Wirewound resistors fare no better, as instead of using the sort of wire materials we might expect in HEA, they consist of alloys of base metals such as nickel and chromium, again with negative TCR compounds as part of their proprietary formulations to produce the desired neutral TCR specification. I mostly avoid the religious wars on cable, fuses, etc., but my experience makes me to allow for the possibility of yielding positive results by employing much improved conductive materials. And instead of a 0.5" or 1" wire in a fuse, consider the very, very many feet that makes up a wirewound resistor.

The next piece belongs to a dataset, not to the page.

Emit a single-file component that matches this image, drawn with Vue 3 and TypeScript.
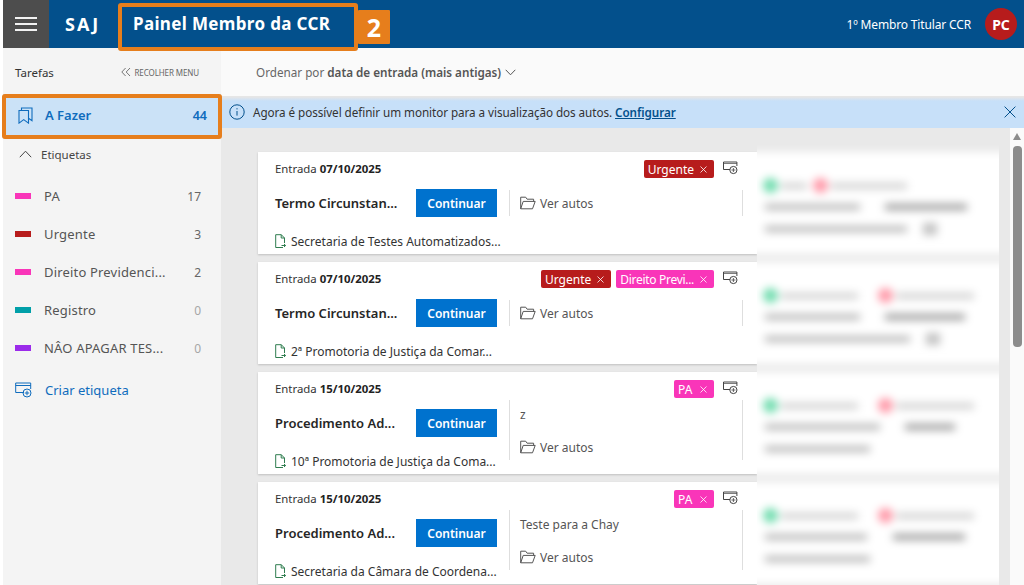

As one can imagine, reducing the TCR of such heavily positive materials down to 0 or 25, 50, 100, or even 500PPM, typically requires substantial amounts of these negative TCR materials. To anyone who has chased audio cable with increasingly pure levels of copper or silver, say from 99.9% to 99.9999% through the reduction of compounds (what we call impurities) like oxygen in the quest for improved sonic performance, this admittedly must come as more than a shock. Conductive content as part of the overall (conductors, sintering aids, glass, additives, dopants) end product could even drop as low as 5 or 10%, though it’s typically far higher in order to produce a reliable conductive matrix. Products get sold as a series, normally each product representing a decade of resistance 10X higher or lower than the next in the lineup. More conductive products contain more of the conductive material. Less conductive (more resistive) products contain less, up to a point, that is. At some point, a lack of conductive material no longer supports a conductive matrix, and one moves up to a different series, featuring a higher resistance element as its conductor.

It may sound less pristine and "right" than we imagined, yet while still leaving out a lot of the details, that’s how resistors get made. Look at electron micrographs of the end result, and some will leave you to wonder how any HEA component using them could ever allow the purity and beauty of the music to pass through without looking like a car wreck.

Does anyone still think resistors are close to "wire"? And is it now even just a little easier to think the pinball trip through these resistors could possibly negatively impact dynamics, or by multiplying their number or complexity of the circuits that employ them could result in same?